Instructions for the task: Print exactly the lines from the first one down to the line containing "import React from 'react'", both ends included, with no pictures and nothing else.

Data segment:
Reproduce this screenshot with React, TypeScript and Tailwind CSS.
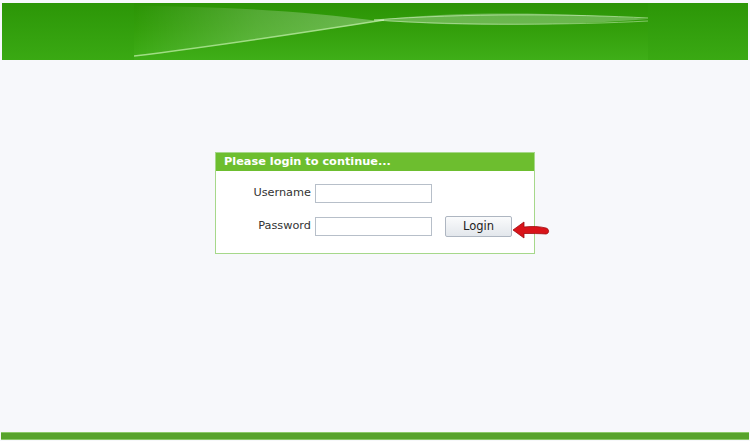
import React from 'react'

function Banner() {
  return (
    <svg width="514" height="57" viewBox="0 0 514 57" className="block">
      <defs>
        <linearGradient id="bg" x1="0" y1="0" x2="0" y2="1">
          <stop offset="0" stopColor="#2b9305" />
          <stop offset="0.5" stopColor="#34a00c" />
          <stop offset="1" stopColor="#3fae18" />
        </linearGradient>
        <linearGradient id="sheen" x1="0" y1="0" x2="1" y2="0">
          <stop offset="0" stopColor="#ffffff" stopOpacity="0" />
          <stop offset="0.5" stopColor="#ffffff" stopOpacity="0.3" />
          <stop offset="1" stopColor="#ffffff" stopOpacity="0.5" />
        </linearGradient>
      </defs>
      <rect width="514" height="57" fill="url(#bg)" />
      <path d="M0 53 C 80 42, 170 30, 245 18 C 170 8, 80 3, 0 3 Z" fill="url(#sheen)" opacity="0.6" />
      <path d="M0 53 C 90 42, 180 28, 250 17" stroke="#b9eaa0" strokeWidth="1.5" fill="none" opacity="0.8" />
      <path d="M240 17 C 330 7, 440 10, 514 16 C 440 22, 330 25, 240 17 Z" fill="#ffffff" opacity="0.28" />
      <path d="M240 17 C 330 10, 440 11, 514 15" stroke="#d6f5c6" strokeWidth="1" fill="none" opacity="0.6" />
      <path d="M240 17 C 330 23, 440 22, 514 18" stroke="#d6f5c6" strokeWidth="1" fill="none" opacity="0.5" />
    </svg>
  )
}

function Arrow() {
  return (
    <svg width="40" height="20" viewBox="0 0 40 20" className="absolute left-[511px] top-[220px]">
      <path
        d="M2 10 L13 2 L13 7 C 21 6, 29 6.5, 35 8 C 38.5 9, 38.5 13.5, 35 14 C 29 13.5, 21 13.5, 13 13.5 L13 18 Z"
        fill="#d9141a"
        stroke="#a00b0f"
        strokeWidth="0.8"
      />
    </svg>
  )
}

export default function App() {
  return (
    <div
      className="relative w-[750px] h-[441px] bg-[#f7f8fb] flex flex-col overflow-hidden"
      style={{ fontFamily: '"DejaVu Sans", Verdana, sans-serif' }}
    >
      <header className="mt-[3px] mx-[2px] h-[57px] flex">
        <div className="w-[132px] bg-gradient-to-b from-[#2c9607] to-[#3aa913]" />
        <Banner />
        <div className="flex-1 bg-gradient-to-b from-[#2c9607] to-[#3aa913]" />
      </header>

      <main className="flex-1 pt-[92px] pl-[215px]">
        <div className="w-[320px] h-[102px] border border-[#a6d88a] bg-white">
          <div className="h-[18px] bg-[#6dbe2f] px-[8px] text-[11.3px] leading-[18px] font-bold text-white">
            Please login to continue...
          </div>
          <div className="pt-[13px] flex flex-col gap-[13px]">
            <div className="flex items-center">
              <label className="w-[99px] text-right pr-[4px] text-[11.3px] text-[#333]">Username</label>
              <input className="w-[117px] h-[19px] border border-[#b7bfc9] bg-white" />
            </div>
            <div className="flex items-center">
              <label className="w-[99px] text-right pr-[4px] text-[11.3px] text-[#333]">Password</label>
              <input type="password" className="w-[117px] h-[19px] border border-[#b7bfc9] bg-white" />
              <button className="ml-[13px] w-[67px] h-[21px] border border-[#aeb6c1] rounded-[2px] bg-gradient-to-b from-[#fafbfc] to-[#e3e7ec] text-[11.5px] text-[#222]">
                Login
              </button>
            </div>
          </div>
        </div>
      </main>

      <footer className="mb-[1px] mx-[1px] h-[8px] bg-[#57a32c] border-y border-[#8cc96a]" />
      <Arrow />
    </div>
  )
}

Solution to this exercise:
Reproduce this screenshot with React, TypeScript and Tailwind CSS.
import React from 'react'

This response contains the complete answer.